To ensure that the LO signals of the I path and the Q path have the same magnitude and 90 degrees’ difference, the following conditions are derived from Equations (4) and (5):

$$L_{p1}=L_{p2}=L_{p3}=L_{p4}$$

(6)

$$\omega =\frac{1}{\sqrt{C\left(C{R}^2+L_{p1}+L_{p2}\right)}}$$

(7)

From Equation (6), the lengths of the connecting line should be as similar as possible so that the parasitic inductance value is the same. Figure 7 presents a layout of 1st-order poly-phase filter of Figure 5, which is an example to make the lengths (A₁ + A₂ ≈ A₃ + A₄ ≈ A₅ ≈ A₆) of the connecting lines similar. In addition, the poly-phase filter is designed by determining the resistance value and the capacitance value of the poly-phase filter in consideration of the parasitic inductance value from Equation (7). In our design, the inductance of L₁~L₄ is approximately 20 pH. As shown in Figure 8, the proposed poly-phase filter-based I/Q LO generation circuits achieve good balancing I/Q performance by considering the parasitic inductances of the connecting lines in the schematic design and layout. In general, a mixer circuit is designed to operate in a region which is insensitive to the amplitude variations of the LO signals. Therefore, although the magnitude mismatch between the I- and Q-paths of the proposed poly-phase filter-based I/Q LO generation circuits is less than 0.25 dB, the simulated gain of the designed I- and Q-paths of the up-conversion mixer is the same.

Figure 9 shows a simplified schematic of the two-stage power amplifier. The power amplifier consists of a driver-stage amplifier and a power-stage amplifier [17,18]. The driver-stage amplifier employs a cascode structure and a symmetric inductor with a center tap, which is connected to a supply voltage of 2.1 V. The power-stage amplifier adopts the cascode structure and a 3:1 on-chip transformer for output 50-Ω matching. The simulated OP1dB and OIP3 of the two-stage power amplifier are 9.7 dBm and 17 dBm, respectively. The simulated peak PAE of the two-stage power amplifier is 15%.

3. Results

The proposed 24 GHz transmitter was implemented in a 1-poly 8-metal 65-nm RF CMOS process. Figure 10 shows a photograph of the proposed 24-GHz transmitter. The chip size is 1.5 mm × 0.8 mm, including pads. The current consumption of an I/Q up-conversion mixer and an I/Q LO generator is 8.6 mA and 11.4 mA at a 1.2-V supply voltage, respectively. The current consumption of the power amplifier is 60 mA at a 2.1-V supply voltage. In our measurement, −10 dBm of LO power was applied at the LO input port. Figure 11 shows the measured return losses of the proposed 24-GHz transmitter. The return losses of the RF output and LO input were less than −10 dB at the operating frequencies.

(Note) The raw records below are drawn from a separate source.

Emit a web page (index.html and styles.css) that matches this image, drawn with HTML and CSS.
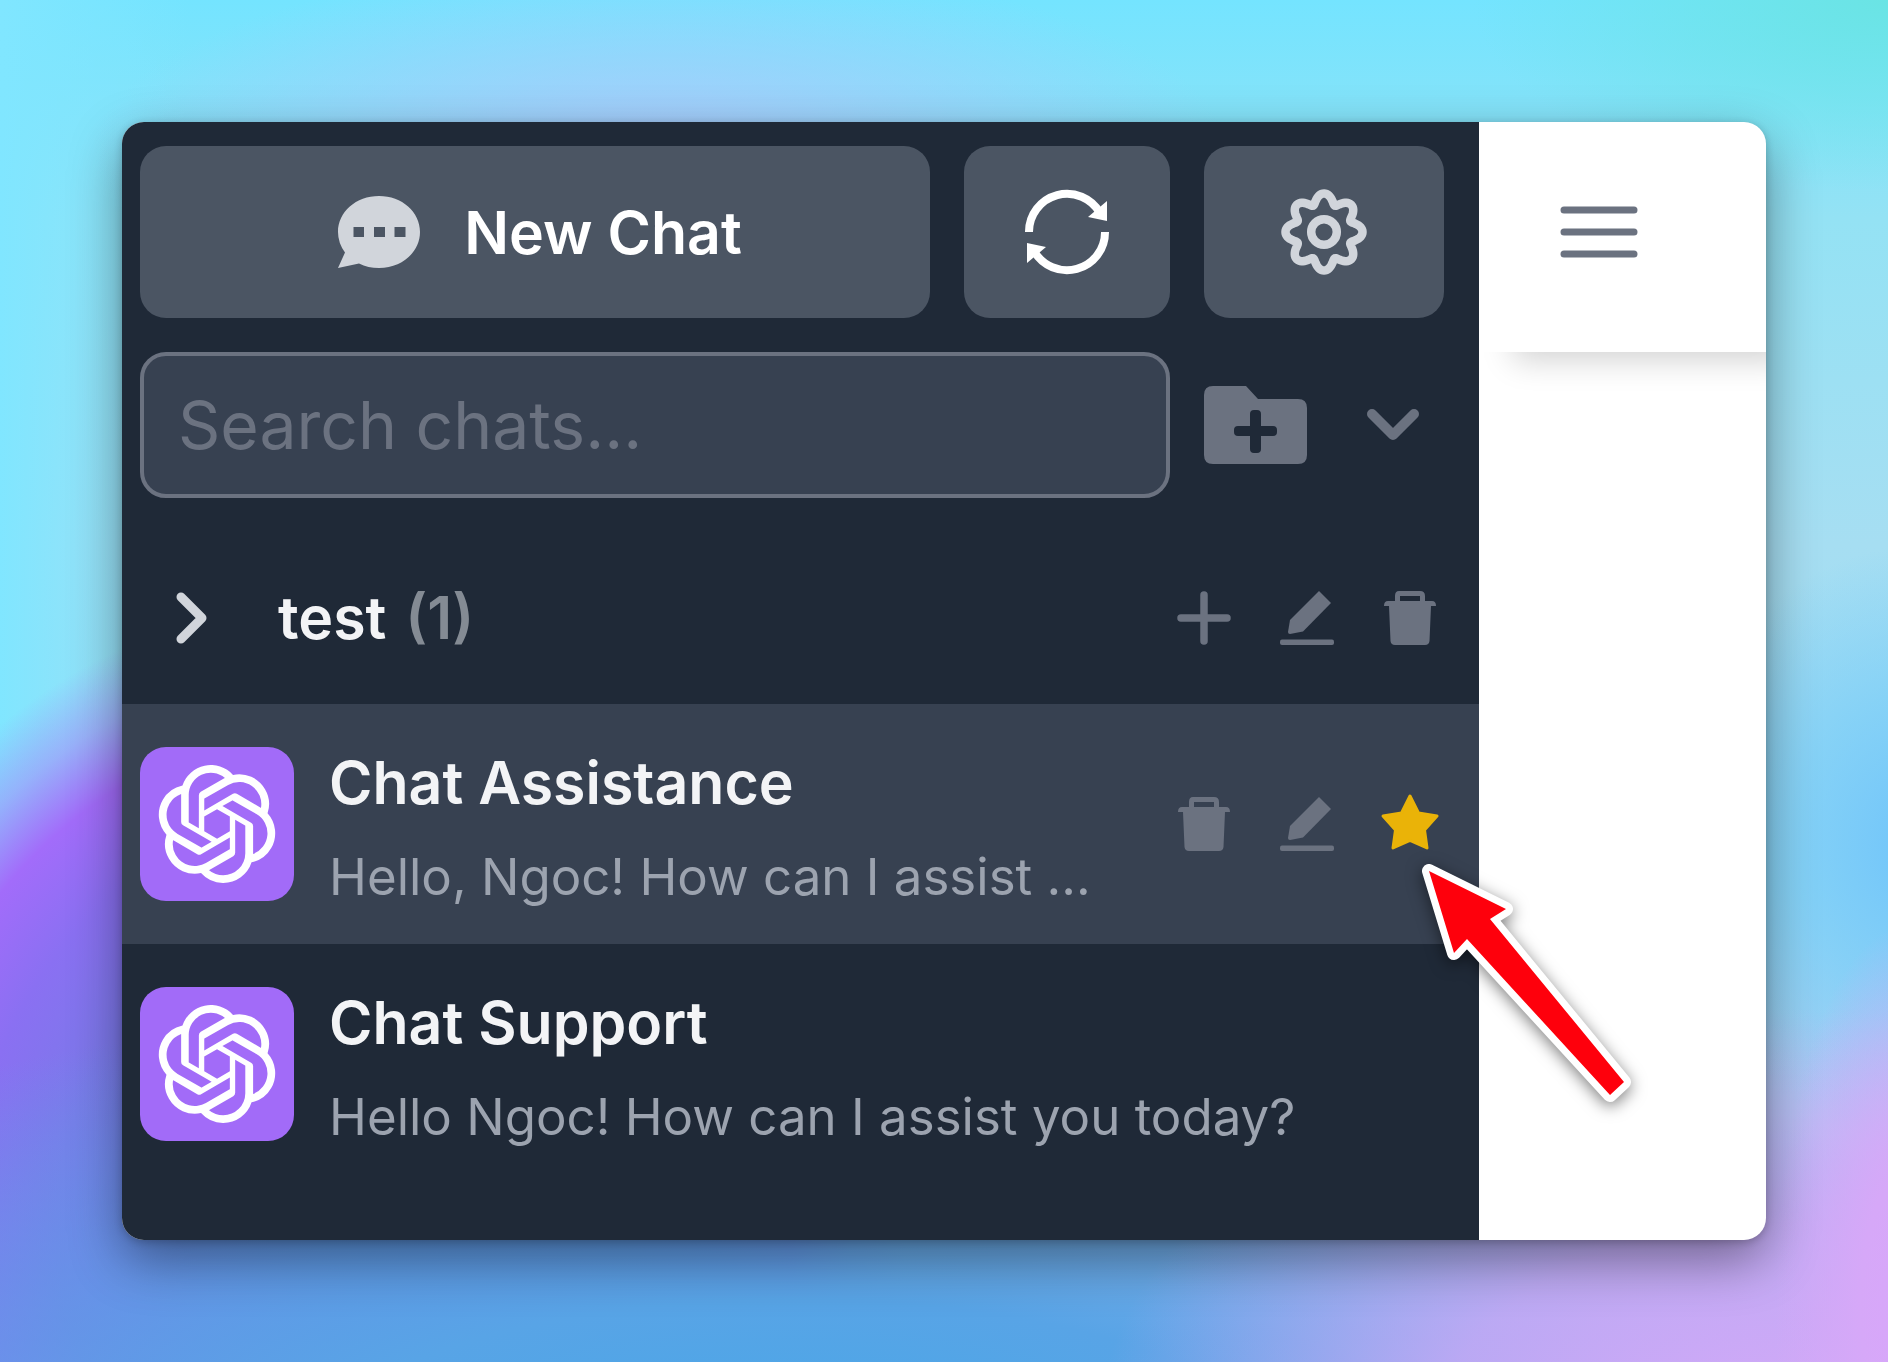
FILE: index.html
```html
<!DOCTYPE html>
<html lang="en">
<head>
<meta charset="utf-8">
<meta name="viewport" content="width=device-width, initial-scale=1">
<title>Chats</title>
<link rel="stylesheet" href="styles.css">
</head>
<body>
<svg class="sprite" aria-hidden="true">
  <symbol id="edit" viewBox="0 0 54 54">
    <path d="M39 0 51 12 23 40.500 10 43Q8 43 8 41L10 29Z"/>
    <rect x="0" y="48.500" width="54" height="5.500" rx="2"/>
  </symbol>
  <symbol id="trash" viewBox="0 0 54 54">
    <path fill-rule="evenodd" d="M16 0H37Q42 0 42 5V10H49Q53 10 53 15H48L46.500 50Q46 54 42 54H12Q8 54 7.500 50L6 15H1Q1 10 5 10H12V5Q12 0 16 0ZM17 5V10H37V5Z"/>
  </symbol>
  <symbol id="openai" viewBox="0 0 24 24">
    <path d="M22.2819 9.8211a5.9847 5.9847 0 0 0-.5157-4.9108 6.0462 6.0462 0 0 0-6.5098-2.9A6.0651 6.0651 0 0 0 4.9807 4.1818a5.9847 5.9847 0 0 0-3.9977 2.9 6.0462 6.0462 0 0 0 .7427 7.0966 5.98 5.98 0 0 0 .511 4.9107 6.051 6.051 0 0 0 6.5146 2.9001A5.9847 5.9847 0 0 0 13.2599 24a6.0557 6.0557 0 0 0 5.7718-4.2058 5.9894 5.9894 0 0 0 3.9977-2.9001 6.0557 6.0557 0 0 0-.7475-7.0729zm-9.022 12.6081a4.4755 4.4755 0 0 1-2.8764-1.0408l.1419-.0804 4.7783-2.7582a.7948.7948 0 0 0 .3927-.6813v-6.7369l2.02 1.1686a.071.071 0 0 1 .038.052v5.5826a4.504 4.504 0 0 1-4.4945 4.4944zm-9.6607-4.1254a4.4708 4.4708 0 0 1-.5346-3.0137l.142.0852 4.783 2.7582a.7712.7712 0 0 0 .7806 0l5.8428-3.3685v2.3324a.0804.0804 0 0 1-.0332.0615L9.74 19.9502a4.4992 4.4992 0 0 1-6.1408-1.6464zM2.3408 7.8956a4.485 4.485 0 0 1 2.3655-1.9728V11.6a.7664.7664 0 0 0 .3879.6765l5.8144 3.3543-2.0201 1.1685a.0757.0757 0 0 1-.071 0l-4.8303-2.7865A4.504 4.504 0 0 1 2.3408 7.872zm16.5963 3.8558L13.1038 8.364 15.1192 7.2a.0757.0757 0 0 1 .071 0l4.8303 2.7913a4.4944 4.4944 0 0 1-.6765 8.1042v-5.6772a.79.79 0 0 0-.407-.667zm2.0107-3.0231l-.142-.0852-4.7735-2.7818a.7759.7759 0 0 0-.7854 0L9.409 9.2297V6.8974a.0662.0662 0 0 1 .0284-.0615l4.8303-2.7866a4.4992 4.4992 0 0 1 6.6802 4.66zM8.3065 12.863l-2.02-1.1638a.0804.0804 0 0 1-.038-.0567V6.0742a4.4992 4.4992 0 0 1 7.3757-3.4537l-.142.0805L8.704 5.459a.7948.7948 0 0 0-.3927.6813zm1.0976-2.3654l2.602-1.4998 2.6069 1.4998v2.9994l-2.5974 1.4997-2.6067-1.4997Z"/>
  </symbol>
</svg>

<div class="window">
  <aside class="sidebar">
    <div class="toolbar">
      <button class="btn btn-new" type="button">
        <svg class="icon-bubble" viewBox="0 0 82 72" aria-hidden="true"><path fill-rule="evenodd" d="M41 0C64 0 82 16 82 36S64 72 41 72Q30 72 21 67.500L0 72 7 56.500Q0 47 0 36C0 16 18 0 41 0ZM15.500 31V41H26V31ZM36 31V41H47V31ZM56.500 31V41H67.500V31Z"/></svg>
        <span>New Chat</span>
      </button>
      <button class="btn btn-refresh" type="button" aria-label="Refresh">
        <svg class="icon-lg" viewBox="0 0 86 86" aria-hidden="true"><g fill="none" stroke="currentColor" stroke-width="8"><path d="M5 43A38 38 0 0 1 76 24"/><path d="M81 43A38 38 0 0 1 10 62"/></g><path d="M83 12V32L64 28Z"/><path d="M3 74V54L22 58Z"/></svg>
      </button>
      <button class="btn btn-settings" type="button" aria-label="Settings">
        <svg class="icon-lg gear" viewBox="0 0 86 86" fill="none" stroke="currentColor" stroke-width="8.500" aria-hidden="true"><circle cx="43" cy="43" r="12.800"/><path id="gear" d=""/></svg>
      </button>
    </div>

    <div class="search-row">
      <input class="search" type="text" placeholder="Search chats..." aria-label="Search chats">
      <button class="plain folder" type="button" aria-label="New folder">
        <svg viewBox="0 0 103 78" aria-hidden="true"><path fill-rule="evenodd" d="M9 0H42L54 13H94Q103 13 103 22V69Q103 78 94 78H9Q0 78 0 69V9Q0 0 9 0ZM50 24Q46 24 46 28V40H34Q30 40 30 44V46Q30 50 34 50H46V63Q46 67 50 67H53Q57 67 57 63V50H69Q73 50 73 46V44Q73 40 69 40H57V28Q57 24 53 24Z"/></svg>
      </button>
      <button class="plain sort" type="button" aria-label="Sort">
        <svg viewBox="0 0 52 32" aria-hidden="true"><path d="M5 5 26 26 47 5" fill="none" stroke="currentColor" stroke-width="10" stroke-linecap="round" stroke-linejoin="round"/></svg>
      </button>
    </div>

    <div class="group">
      <button class="plain expand" type="button" aria-label="Expand folder">
        <svg viewBox="0 0 32 52" aria-hidden="true"><path d="M5 5 26 26 5 47" fill="none" stroke="currentColor" stroke-width="9" stroke-linecap="round" stroke-linejoin="round"/></svg>
      </button>
      <h2 class="title">test <span class="count">(1)</span></h2>
      <div class="actions">
        <button class="plain" type="button" aria-label="Add chat"><svg class="icon" viewBox="0 0 54 54" aria-hidden="true"><path d="M27 4V50M4 27H50" stroke="currentColor" stroke-width="7.500" stroke-linecap="round"/></svg></button>
        <button class="plain" type="button" aria-label="Rename folder"><svg class="icon"><use href="#edit"/></svg></button>
        <button class="plain" type="button" aria-label="Delete folder"><svg class="icon"><use href="#trash"/></svg></button>
      </div>
    </div>

    <div class="chat active">
      <div class="avatar"><svg><use href="#openai"/></svg></div>
      <div class="chat-text">
        <h3 class="title">Chat Assistance</h3>
        <p class="preview">Hello, Ngoc! How can I assist ...</p>
      </div>
      <div class="actions">
        <button class="plain" type="button" aria-label="Delete chat"><svg class="icon"><use href="#trash"/></svg></button>
        <button class="plain" type="button" aria-label="Rename chat"><svg class="icon"><use href="#edit"/></svg></button>
        <button class="plain star" type="button" aria-label="Favorite chat">
          <svg class="icon" viewBox="0 1 54 54" aria-hidden="true"><path d="M27 0 35.500 17 54 20 41.500 34 44 52 27 44.500 10 52 12.500 34 0 20 18.500 17Z" stroke="currentColor" stroke-width="3" stroke-linejoin="round"/></svg>
          <svg class="pointer" viewBox="0 0 212 242" aria-hidden="true"><path d="M10 10 87 48 71 58 205 221 191 234 48 78 35 92Z"/></svg>
        </button>
      </div>
    </div>

    <div class="chat">
      <div class="avatar"><svg><use href="#openai"/></svg></div>
      <div class="chat-text">
        <h3 class="title">Chat Support</h3>
        <p class="preview">Hello Ngoc! How can I assist you today?</p>
      </div>
    </div>
  </aside>

  <main class="content">
    <header class="topbar">
      <button class="plain" type="button" aria-label="Menu">
        <svg class="menu" viewBox="0 0 78 52" aria-hidden="true"><path d="M4 4H74M4 26H74M4 48H74" stroke="currentColor" stroke-width="7" stroke-linecap="round"/></svg>
      </button>
    </header>
  </main>
</div>
<script src="gear.js"></script>
</body>
</html>
```
FILE: gear.js
```js
// Traces the scalloped rim of the settings gear: eight lobes around the hub.
(function () {
  var points = [];
  for (var i = 0; i < 240; i++) {
    var a = i / 240 * Math.PI * 2;
    var wave = Math.cos(8 * a);
    var r = 33.5 + 5 * wave;
    // Shift the angle so that the lobes are round and the valleys narrow.
    var t = a + 0.035 * Math.sin(8 * a);
    points.push((43 + r * Math.sin(t)).toFixed(2) + ' ' + (43 - r * Math.cos(t)).toFixed(2));
  }
  document.getElementById('gear').setAttribute('d', 'M' + points.join('L') + 'Z');
})();
```
FILE: styles.css
```css
* { box-sizing: border-box; }

body {
  margin: 0;
  min-height: 100vh;
  padding: 122px;
  display: flex;
  font-family: Inter, "Liberation Sans", sans-serif;
  background:
    radial-gradient(ellipse 7% 28% at 101% 96%, #d8a6fa 0%, #d6a8f8 35%, #d6a8f800 100%),
    radial-gradient(ellipse 36% 32% at 94% 106%, #d4a8f8 0%, #cca8f6cc 50%, #c0a8f400 100%),
    radial-gradient(ellipse 75% 36% at 42% 108%, #46a8e8 0%, #58a4e6 35%, #609ee800 100%),
    radial-gradient(ellipse 30% 46% at 18% 90%, #6c84e6 0%, #7c78ea 50%, #8a70f2 66%, #a26cfa 80%, #a090fa99 90%, #90c0fa00 100%),
    radial-gradient(ellipse 14% 22% at 102% 62%, #70c4fa 0%, #78ccf8aa 50%, #80d8f000 100%),
    radial-gradient(ellipse 30% 14% at 35% 11%, #a8cafc 0%, #a8cafc00 100%),
    radial-gradient(ellipse 22% 14% at 100% 0%, #6ae4e4 0%, #6ae4e400 100%),
    linear-gradient(90deg, #80e6ff 0%, #80e6ff00 10%),
    linear-gradient(180deg, #74e4ff 0%, #94e2f4 16%, #a6def2 40%, #9cdcf4 65%, #b8bcf2 100%);
}

.sprite { display: none; }
svg { display: block; fill: currentColor; }
h2, h3, p { margin: 0; }

.window {
  flex: 1;
  min-width: 0;
  display: flex;
  border-radius: 22px;
  background: #fff;
  box-shadow: 0 20px 52px rgba(0, 0, 0, .42), 0 2px 8px rgba(0, 0, 0, .2);
}

.sidebar {
  flex: 1;
  min-width: 0;
  border-radius: 22px 0 0 22px;
  background: #1f2937;
  color: #6b7280;
}

.toolbar, .search-row {
  display: flex;
  gap: 34px;
  padding: 24px 35px 0 18px;
}
.search-row { padding-top: 34px; align-items: center; }

button { font: inherit; cursor: pointer; border: 0; }
.plain { padding: 0; background: none; color: inherit; }

.btn {
  height: 172px;
  display: flex;
  align-items: center;
  justify-content: center;
  border-radius: 26px;
  background: #4b5563;
  color: #d1d5db;
}
.btn-new { flex: 1; gap: 44px; padding: 0 0 0 10px; font-size: 59px; font-weight: 600; }
.btn-new span { color: #fff; }
.btn-refresh { width: 206px; color: #fff; }
.btn-settings { width: 240px; }
.icon-bubble { width: 82px; height: 72px; }
.icon-lg { width: 86px; height: 86px; }
.gear { fill: none; }

.search {
  flex: 1;
  min-width: 0;
  height: 146px;
  padding: 0 34px;
  border: 4px solid #6b7280;
  border-radius: 26px;
  background: #374151;
  color: #fff;
  font: 400 66px Inter, "Liberation Sans", sans-serif;
}
.search::placeholder { color: #6b7280; opacity: 1; }
.folder svg { width: 103px; height: 78px; }
.sort { width: 103px; }
.sort svg { width: 52px; height: 32px; margin: 0 auto; }

.group {
  display: flex;
  align-items: center;
  height: 172px;
  margin-top: 34px;
  padding: 0 35px 0 54px;
}
.expand { width: 102px; color: #d1d5db; }
.expand svg { width: 32px; height: 52px; }

.title {
  overflow: hidden;
  color: #f3f4f6;
  font-size: 59px;
  font-weight: 600;
  line-height: 72px;
  white-space: nowrap;
}
.count { margin-left: 4px; color: #848b94; }

.actions { display: flex; gap: 49px; margin-left: auto; padding-right: 7px; }
.icon { width: 54px; height: 54px; overflow: visible; }

.chat {
  display: flex;
  align-items: center;
  height: 240px;
  padding: 0 35px 0 18px;
}
.active { background: #374151; }
.avatar {
  flex: none;
  padding: 18px;
  margin-right: 35px;
  border-radius: 26px;
  background: #a26bf8;
  color: #fff;
}
.avatar svg { width: 118px; height: 118px; }
.chat-text { padding-top: 10px; }
.preview {
  margin-top: 24px;
  color: #9ca3af;
  font-size: 51px;
  line-height: 68px;
  white-space: nowrap;
}

.star { position: relative; color: #eab308; }
.pointer {
  position: absolute;
  left: 36px;
  top: 64px;
  width: 212px;
  height: 242px;
  overflow: visible;
  fill: #fe000c;
  stroke: #fff;
  stroke-width: 14px;
  stroke-linejoin: round;
  paint-order: stroke;
  filter: drop-shadow(0 4px 8px rgba(0, 0, 0, .5));
  pointer-events: none;
}

.content { width: 287px; overflow: hidden; border-radius: 0 22px 22px 0; }
.topbar {
  height: 230px;
  display: flex;
  align-items: center;
  padding: 0 81px 10px;
  color: #6b7280;
  box-shadow: 28px 14px 30px -6px rgba(0, 0, 0, .18);
}
.menu { width: 78px; height: 52px; }
```
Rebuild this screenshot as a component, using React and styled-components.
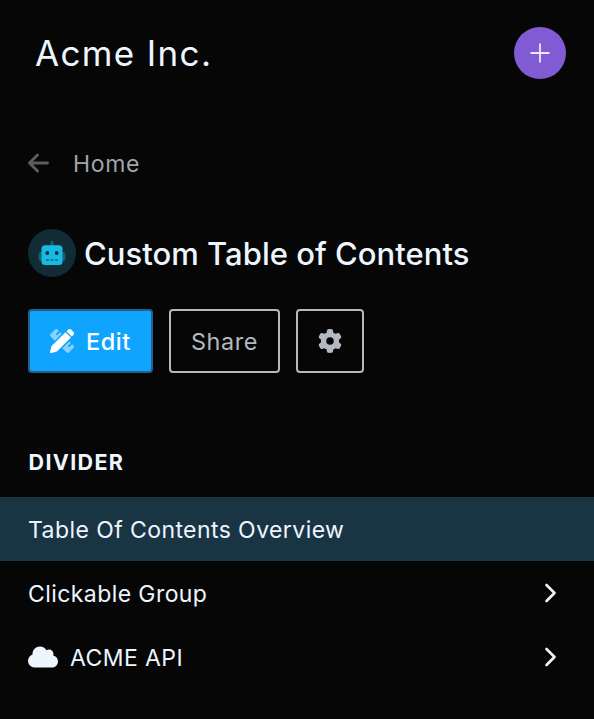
import React from "react";
import styled, { createGlobalStyle } from "styled-components";
import { FaCloud, FaGear } from "react-icons/fa6";

const GlobalStyle = createGlobalStyle`
  * { box-sizing: border-box; }
  body {
    margin: 0;
    background: #060606;
    color: #edf6ff;
    font-family: Inter, "Liberation Sans", sans-serif;
  }
`;

const Sidebar = styled.main`
  width: 594px;
  height: 719px;
  overflow: hidden;
  background: #060606;
`;

const Header = styled.header`
  display: flex;
  align-items: center;
  justify-content: space-between;
  height: 106px;
  padding: 0 28px 0 35px;
`;

const Brand = styled.div`
  font-size: 35px;
  line-height: 44px;
  font-weight: 430;
  letter-spacing: 1.35px;
`;

const AddButton = styled.button`
  display: grid;
  place-items: center;
  width: 52px;
  height: 52px;
  padding: 0;
  border: 0;
  border-radius: 50%;
  background: #805bd4;
  color: #eee8fb;
`;

const BackLink = styled.a`
  display: flex;
  align-items: center;
  gap: 24px;
  height: 32px;
  margin: 42px 28px 0;
  color: #a0a5ab;
  font-size: 23px;
  line-height: 28px;
  letter-spacing: 0.65px;

  svg {
    margin-bottom: 2px;
    color: #5b5e61;
  }
`;

const TitleRow = styled.div`
  display: flex;
  align-items: center;
  gap: 8px;
  height: 48px;
  margin: 49px 28px 0;
`;

const Avatar = styled.div`
  display: grid;
  place-items: center;
  width: 48px;
  height: 48px;
  border-radius: 50%;
  background: #112c34;
`;

const Title = styled.h1`
  margin: 0;
  padding-top: 2px;
  font-size: 31px;
  line-height: 40px;
  font-weight: 500;
  letter-spacing: 0.03px;
`;

const Actions = styled.div`
  display: flex;
  gap: 16px;
  margin: 32px 28px 0;
`;

const Button = styled.button`
  display: flex;
  align-items: center;
  justify-content: center;
  gap: 12px;
  width: ${({ $width }) => $width}px;
  height: 64px;
  padding: 0;
  border: 2px solid ${({ $primary }) => ($primary ? "#245f8e" : "#b3b9bf")};
  border-radius: 4px;
  background: ${({ $primary }) => ($primary ? "#0fa5ff" : "transparent")};
  color: ${({ $primary }) => ($primary ? "#ffffff" : "#b3b9bf")};
  font-family: inherit;
  font-size: 23.4px;
  line-height: 28px;
  font-weight: ${({ $primary }) => ($primary ? 500 : 400)};
  letter-spacing: 0.6px;
`;

const ButtonLabel = styled.span`
  padding-top: 1px;
`;

const SectionLabel = styled.h2`
  margin: 75px 28px 0 28.5px;
  height: 49px;
  font-size: 21.5px;
  line-height: 28px;
  font-weight: 700;
  letter-spacing: 1.35px;
`;

const Navigation = styled.nav`
  display: flex;
  flex-direction: column;
`;

const NavItem = styled.a`
  display: flex;
  align-items: center;
  gap: 12px;
  height: 64px;
  padding: 0 36px 0 28px;
  background: ${({ $active }) => ($active ? "#193443" : "transparent")};
  font-size: 23px;
  line-height: 28px;
  letter-spacing: 0.42px;
`;

const NavLabel = styled.span`
  flex: 1;
  padding-top: 1px;
`;

const CloudIcon = styled(FaCloud)`
  width: 30px;
  height: 24px;
`;

const Chevron = styled.svg`
  width: 14px;
  height: 22px;
`;

const PlusIcon = () => (
  <svg width="22" height="22" viewBox="0 0 22 22" fill="none">
    <path d="M11 1.5v19M1.5 11h19" stroke="currentColor" strokeWidth="1.8" />
  </svg>
);

const BackIcon = () => (
  <svg width="21" height="20" viewBox="0 0 21 20" fill="none">
    <path
      d="M9.5 2L1.5 10l8 8M2 10h17.5"
      stroke="currentColor"
      strokeWidth="2.9"
      strokeLinecap="round"
      strokeLinejoin="round"
    />
  </svg>
);

const RobotIcon = () => (
  <svg width="28" height="24" viewBox="0 0 28 24">
    <path
      d="M12.5 5V1.3a1.5 1.5 0 0 1 3 0V5zM5 11v9H2.5a2 2 0 0 1-2-2v-5a2 2 0 0 1 2-2zm18 0v9h2.5a2 2 0 0 0 2-2v-5a2 2 0 0 0-2-2z"
      fill="#126070"
    />
    <rect x="3.5" y="4.2" width="21" height="19.8" rx="3.5" fill="#16bbe5" />
    <circle cx="9.3" cy="12" r="1.9" fill="#112c34" />
    <circle cx="18.7" cy="12" r="1.9" fill="#112c34" />
    <path d="M8 19h3m1.5 0h3M17 19h3" stroke="#126070" strokeWidth="1.7" />
  </svg>
);

const DraftIcon = () => (
  <svg width="24" height="24" viewBox="0 0 512 512" fill="currentColor">
    <path
      d="M110 10L10 110c-13 13-13 33 0 46l92 92L248 102l-33-33-58 58c-5 5-12 5-17 0l-11-11c-5-5-5-12 0-17l58-58-31-31c-13-13-33-13-46 0zM410 264L264 410l92 92c13 13 33 13 46 0l100-100c13-13 13-33 0-46l-31-31-58 58c-5 5-12 5-17 0l-11-11c-5-5-5-12 0-17l58-58z"
      opacity="0.5"
    />
    <path d="M331 67L33 365 1 484c-3 18 9 30 27 27l119-32 298-298zM498 127l-34 34L351 48l34-34c19-19 49-19 67 0l46 46c19 19 19 49 0 67z" />
  </svg>
);

const ChevronIcon = () => (
  <Chevron viewBox="0 0 14 22" fill="none">
    <path
      d="M2.5 3l8 8-8 8"
      stroke="currentColor"
      strokeWidth="2.6"
      strokeLinecap="round"
      strokeLinejoin="round"
    />
  </Chevron>
);

export default function App() {
  return (
    <>
      <GlobalStyle />
      <Sidebar>
        <Header>
          <Brand>Acme Inc.</Brand>
          <AddButton aria-label="Add"><PlusIcon /></AddButton>
        </Header>
        <BackLink><BackIcon />Home</BackLink>
        <TitleRow>
          <Avatar><RobotIcon /></Avatar>
          <Title>Custom Table of Contents</Title>
        </TitleRow>
        <Actions>
          <Button $primary $width={125}><DraftIcon /><ButtonLabel>Edit</ButtonLabel></Button>
          <Button $width={111}><ButtonLabel>Share</ButtonLabel></Button>
          <Button $width={68} aria-label="Settings"><FaGear size={24} /></Button>
        </Actions>
        <SectionLabel>DIVIDER</SectionLabel>
        <Navigation>
          <NavItem $active><NavLabel>Table Of Contents Overview</NavLabel></NavItem>
          <NavItem><NavLabel>Clickable Group</NavLabel><ChevronIcon /></NavItem>
          <NavItem><CloudIcon /><NavLabel>ACME API</NavLabel><ChevronIcon /></NavItem>
        </Navigation>
      </Sidebar>
    </>
  );
}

Figure 12 shows the measured output signal power of the transmitter according to the input signal power and the measured output spectrum of the transmitter according to various LO frequencies. As seen in Figure 12a, the measured OP1dB of the transmitter was approximately 8.6 dBm. The LO leakage and image rejection ratio were less than −48 dBc at the operating frequencies from 24 GHz to 24.5 GHz thanks to the proposed I/Q LO generation circuits. The LO leakage performance was achieved by symmetric I/Q layout and good balanced differential LO signals, which were verified by post-layout simulation and full electromagnetic simulation including all passive components and routing lines.

Table 1. Performance comparison with CMOS mm-wave transmitters.

Reference	[19]	[20]	[21]	This Work
Frequency (GHz)	28	26	24	24
OP1dB (dBm)	5.8	10	-	8.6
LO leakage (dBc)	−31	−21.7	−42	−48
Image rejection ratio (dBc)	−37	−28.9	−24	−49
Power consumption (mW)	111	267	118	150
Technology	65-nm CMOS	65-nm CMOS	130-nm CMOS	65-nm CMOS

summarizes the measured results of the proposed 24-GHz transmitter and compares its performance with that of other published millimeter-wave (mm-wave) transmitters [19,20,21]. The proposed transmitter exhibits higher LO leakage and image rejection ratio with compatible OP1dB performance and power consumption than other CMOS mm-wave transmitters.

4. Conclusions

A 24-GHz direct up-conversion transmitter with a highly linear I/Q up-conversion mixer and a balanced I/Q LO generator was proposed for in-cabin radar applications. It was designed and fabricated in a 65-nm RF CMOS process and provides high linearity and I/Q balancing characteristics. The proposed transmitter exhibits a high OP1dB, a high LO leakage rejection, and a high image rejection ratio with low power consumption. Therefore, the proposed transmitter is suitable for an in-cabin radar transceiver.